Express & Star comment: Fares rise will railroad us into cars
In possibly the worst new year's gift of all time, long-suffering railway users are being handed a hike in train fares today.
Across the country the cost of train travel goes up by 3.6 per cent – marking the biggest rise in five years at a time when wages remain flat.
This could possibly be tolerated if the services on offer were of a decent standard.
However, those unfortunate enough to use our railways on a regular basis will be only too aware that this is not the case.
The days of passengers reclining in comfort while the train takes the strain are long gone – if they ever existed at all outside of the vivid imaginations of advertising executives.

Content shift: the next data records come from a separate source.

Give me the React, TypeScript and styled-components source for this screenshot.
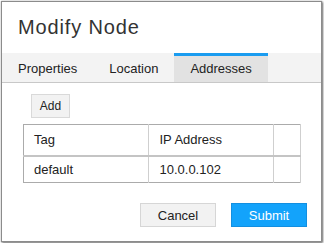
import { useState } from 'react';
import styled, { createGlobalStyle } from 'styled-components';

const GlobalStyle = createGlobalStyle`
    html, body {
        margin: 0;
        padding: 0;
        background: #fff;
    }

    body {
        font-family: 'Liberation Sans', Arial, sans-serif;
        color: #333;
    }

    * {
        box-sizing: border-box;
    }
`;

const Dialog = styled.div`
    display: flex;
    flex-direction: column;
    width: 321px;
    height: 241px;
    margin: 1px;
    background: #fff;
    border: 1px solid #8c8c8c;
    box-shadow: 1px 1px 2px rgba(0, 0, 0, 0.55), 0 0 1px rgba(0, 0, 0, 0.35);
`;

const Header = styled.h2`
    display: flex;
    align-items: center;
    height: 51px;
    margin: 0;
    padding-left: 16px;
    font-weight: 400;
    font-size: 20px;
    color: #333;
    letter-spacing: 0.85px;
`;

const TabBar = styled.div`
    display: flex;
    height: 30px;
    background: #f3f3f3;
    border-bottom: 1px solid #c8c8c8;
`;

const Tab = styled.button<{ active: boolean }>`
    display: flex;
    align-items: center;
    height: 29px;
    padding: 0 16px 2px;
    border: 0;
    border-top: 3px solid ${({ active }) => (active ? '#1a9cf0' : 'transparent')};
    background: ${({ active }) => (active ? '#e2e2e2' : 'transparent')};
    font-family: inherit;
    font-size: 13px;
    color: #222;
    cursor: pointer;
`;

const Body = styled.div`
    flex: 1;
    padding: 11px 20px 0 21px;
`;

const Toolbar = styled.div`
    display: flex;
    padding-left: 8px;
    margin-bottom: 6px;
`;

const SmallButton = styled.button`
    width: 39px;
    height: 24px;
    padding: 0;
    border: 1px solid #d9d9d9;
    background: #f2f2f2;
    font-family: inherit;
    font-size: 12px;
    color: #222;
`;

const Table = styled.table`
    width: 278px;
    border-collapse: collapse;
    border: 1px solid #ababab;
    font-size: 13px;
    color: #222;
`;

const HeadRow = styled.tr`
    height: 31px;
    border-bottom: 2px solid #c4c4c4;
`;

const Row = styled.tr`
    height: 27px;
    border-bottom: 1px solid #ababab;
`;

const Cell = styled.td<{ width: number }>`
    width: ${({ width }) => width}px;
    padding: 0 0 0 10px;
    border-right: 1px solid #cfcfcf;
    text-align: left;
    font-weight: 400;
    white-space: nowrap;
`;

const Footer = styled.div`
    display: flex;
    justify-content: flex-end;
    gap: 15px;
    padding: 0 14px 14px 0;
`;

const Button = styled.button<{ primary?: boolean }>`
    width: 76px;
    height: 24px;
    padding: 0;
    border: 1px solid ${({ primary }) => (primary ? '#138fe0' : '#d6d6d6')};
    background: ${({ primary }) => (primary ? '#13a3fb' : '#f2f2f2')};
    font-family: inherit;
    font-size: 13px;
    color: ${({ primary }) => (primary ? '#fff' : '#222')};
`;

const tabs = ['Properties', 'Location', 'Addresses'];

const addresses = [{ tag: 'default', ip: '10.0.0.102' }];

const App = () => {
    const [active, setActive] = useState('Addresses');

    return (
        <>
            <GlobalStyle />
            <Dialog>
                <Header>Modify Node</Header>
                <TabBar>
                    {tabs.map((name) => (
                        <Tab
                            key={name}
                            active={active === name}
                            onClick={() => setActive(name)}
                        >
                            {name}
                        </Tab>
                    ))}
                </TabBar>
                <Body>
                    <Toolbar>
                        <SmallButton type="button">Add</SmallButton>
                    </Toolbar>
                    <Table>
                        <thead>
                            <HeadRow>
                                <Cell as="th" width={126}>
                                    Tag
                                </Cell>
                                <Cell as="th" width={125}>
                                    IP Address
                                </Cell>
                                <Cell as="th" width={27} />
                            </HeadRow>
                        </thead>
                        <tbody>
                            {addresses.map((item) => (
                                <Row key={item.ip}>
                                    <Cell width={126}>{item.tag}</Cell>
                                    <Cell width={125}>{item.ip}</Cell>
                                    <Cell width={27} />
                                </Row>
                            ))}
                        </tbody>
                    </Table>
                </Body>
                <Footer>
                    <Button type="button">Cancel</Button>
                    <Button type="button" primary>
                        Submit
                    </Button>
                </Footer>
            </Dialog>
        </>
    );
};

export default App;
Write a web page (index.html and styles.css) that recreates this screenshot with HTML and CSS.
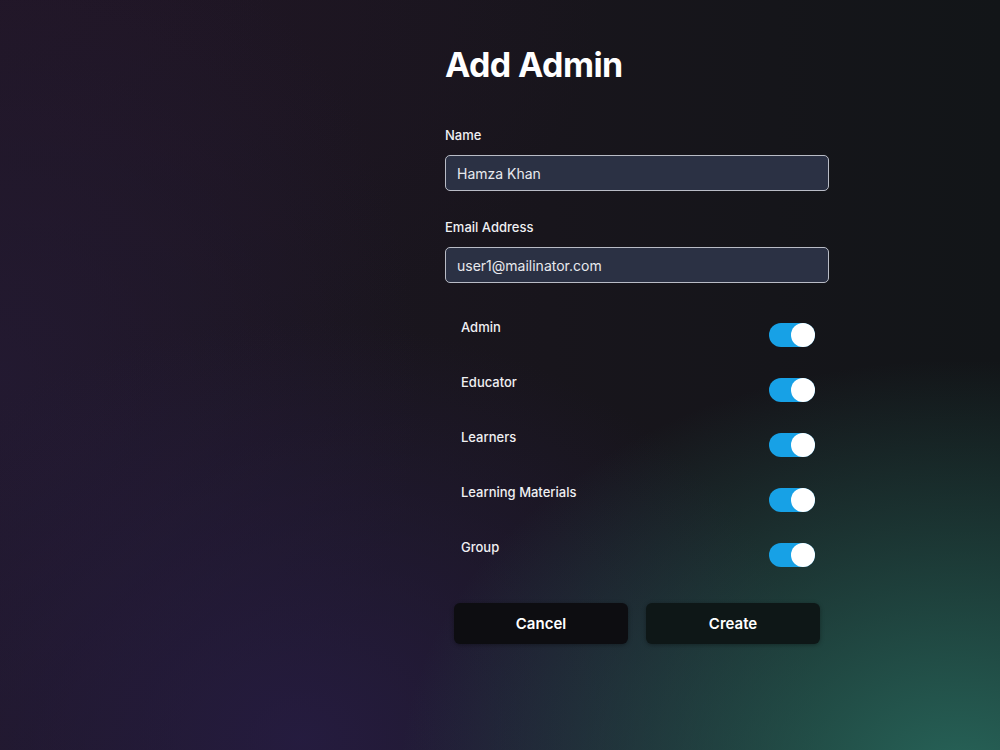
FILE: index.html
```html
<!DOCTYPE html>
<html lang="en">
<head>
  <meta charset="UTF-8">
  <meta name="viewport" content="width=device-width, initial-scale=1.0">
  <title>Add Admin</title>
  <link rel="stylesheet" href="styles.css">
</head>
<body>

  <main class="page">
    <form class="admin-form" id="addAdminForm">
      <h1>Add Admin</h1>

      <div class="field">
        <label for="name">Name</label>
        <input type="text" id="name" value="Hamza Khan">
      </div>

      <div class="field">
        <label for="email">Email Address</label>
        <input type="email" id="email" value="user1@mailinator.com">
      </div>

      <div class="permissions">
        <div class="perm-row">
          <span>Admin</span>
          <label class="switch"><input type="checkbox" checked><span class="slider"></span></label>
        </div>
        <div class="perm-row">
          <span>Educator</span>
          <label class="switch"><input type="checkbox" checked><span class="slider"></span></label>
        </div>
        <div class="perm-row">
          <span>Learners</span>
          <label class="switch"><input type="checkbox" checked><span class="slider"></span></label>
        </div>
        <div class="perm-row">
          <span>Learning Materials</span>
          <label class="switch"><input type="checkbox" checked><span class="slider"></span></label>
        </div>
        <div class="perm-row">
          <span>Group</span>
          <label class="switch"><input type="checkbox" checked><span class="slider"></span></label>
        </div>
      </div>

      <div class="actions">
        <button type="button" class="btn btn-cancel">Cancel</button>
        <button type="button" class="btn btn-create">Create</button>
      </div>
    </form>
  </main>

</body>
</html>
```

FILE: styles.css
```css
html, body {
  height: 100%;
}

body {
  font-family: 'Inter', 'Liberation Sans', sans-serif;
  margin: 0;
  padding: 0;
  color: #fff;
  background-color: #16141a;
  background-image:
    radial-gradient(ellipse 560px 420px at 960px 780px, rgba(40, 104, 92, 0.95), rgba(40, 104, 92, 0) 100%),
    radial-gradient(ellipse 520px 420px at 300px 740px, rgba(38, 28, 66, 0.9), rgba(38, 28, 66, 0) 100%),
    radial-gradient(ellipse 420px 500px at 0px 380px, rgba(36, 26, 52, 0.8), rgba(36, 26, 52, 0) 100%),
    radial-gradient(ellipse 600px 400px at 0px 0px, rgba(33, 22, 38, 0.9), rgba(33, 22, 38, 0) 100%),
    linear-gradient(90deg, #1d1622 0%, #18151c 55%, #121518 100%);
}

.page {
  display: flex;
  justify-content: flex-start;
  padding-left: 445px;
  padding-top: 44px;
}

.admin-form {
  width: 384px;
}

h1 {
  margin: 0 0 41px;
  font-size: 34px;
  font-weight: 700;
  letter-spacing: -0.6px;
  line-height: 42px;
}

.field {
  margin-bottom: 28px;
}

.field label {
  display: block;
  font-size: 13px;
  font-weight: 500;
  color: #f0f0f3;
  margin-bottom: 12px;
  line-height: 16px;
}

.field input {
  width: 100%;
  height: 36px;
  box-sizing: border-box;
  padding: 0 11px;
  border: 1px solid #b9bcc6;
  border-radius: 5px;
  background-color: #2b3144;
  color: #e8e9ee;
  font-family: inherit;
  font-size: 14px;
  outline: none;
}

.permissions {
  padding: 8px 14px 0 16px;
}

.perm-row {
  display: flex;
  justify-content: space-between;
  align-items: flex-start;
  height: 55px;
}

.perm-row span {
  font-size: 13px;
  font-weight: 500;
  color: #f0f0f3;
  line-height: 16px;
}

.switch {
  position: relative;
  display: inline-block;
  width: 46px;
  height: 24px;
  margin-top: 4px;
}

.switch input {
  opacity: 0;
  width: 0;
  height: 0;
}

.slider {
  position: absolute;
  inset: 0;
  background-color: #555;
  border-radius: 12px;
  cursor: pointer;
}

.slider::before {
  content: "";
  position: absolute;
  width: 24px;
  height: 24px;
  top: 0;
  left: 0;
  border-radius: 50%;
  background-color: #fff;
}

.switch input:checked + .slider {
  background-color: #17a1e6;
}

.switch input:checked + .slider::before {
  left: 22px;
}

.actions {
  display: flex;
  gap: 18px;
  padding: 0 9px;
  margin-top: 9px;
}

.btn {
  flex: 1;
  height: 41px;
  border: none;
  border-radius: 6px;
  color: #fff;
  font-family: inherit;
  font-size: 15px;
  font-weight: 600;
  cursor: pointer;
  box-shadow: 0 1px 4px rgba(0, 0, 0, 0.35);
}

.btn-cancel {
  background-color: #0d0d11;
}

.btn-create {
  background-color: #0e1717;
}
```
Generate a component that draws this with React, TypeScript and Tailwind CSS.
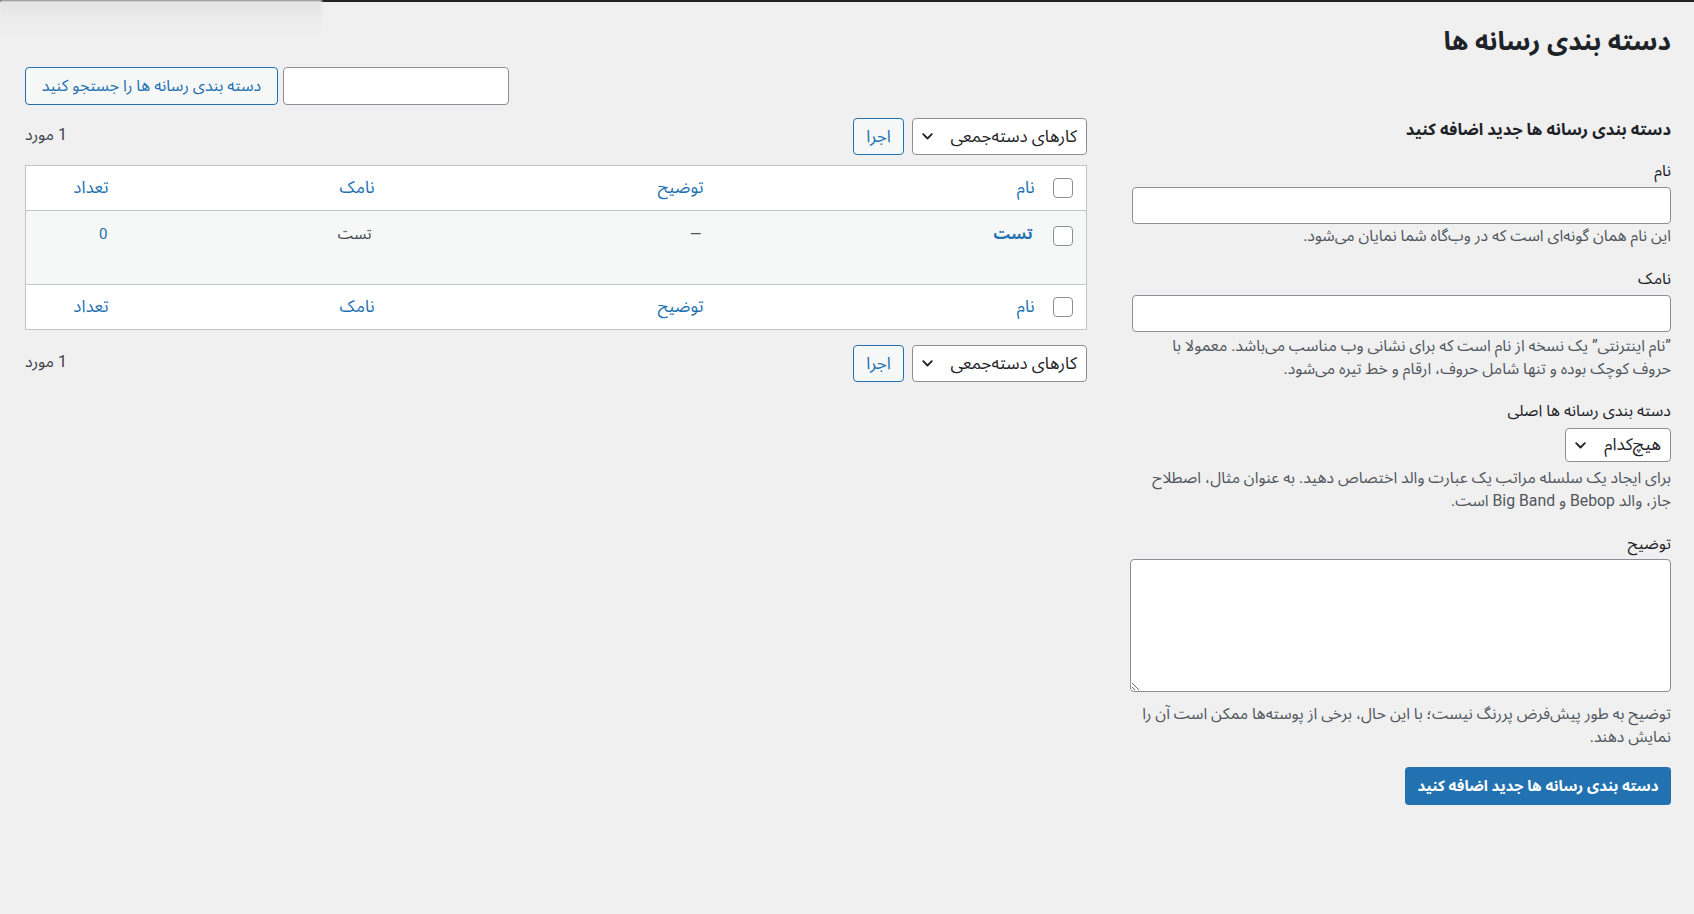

Any description of travelling on the railways these days usually involves delays, engineering works, cancelled services and overcrowded carriages.
Tickets were already far too expensive before today's rise, yet the Government appears to be completely unwilling to support our rail lines or to take action against fat cat companies that continue to rake in huge profits.
Yet ministers seem to have no issue with funding the extortionate cost of the largely unwanted HS2 vanity project.
It makes a mockery of the Government's lauding of our railways network.
For many commuters, the benefits of using railways instead of cars have become increasingly difficult to see.
People are sick and tired of hearing railways bosses say they need to increase fares so that they can afford to invest in better services.
The fact is that the majority of services are getting worse, making their excuses sound hollow.
And while commuters are saddled with increased fares, rail bosses treat themselves to multi-million pound salaries and huge bonuses.
It is little wonder that protests are set to take place at stations across the country today.
Transport Secretary Chris Grayling appears to be oblivious to all of this.
If he fails to get a grip on the situation, 2018 will see passengers ditching the railways in their droves.
It is unlikely that people will be happy to let the train take the strain when their pockets are being emptied out on over-priced tickets.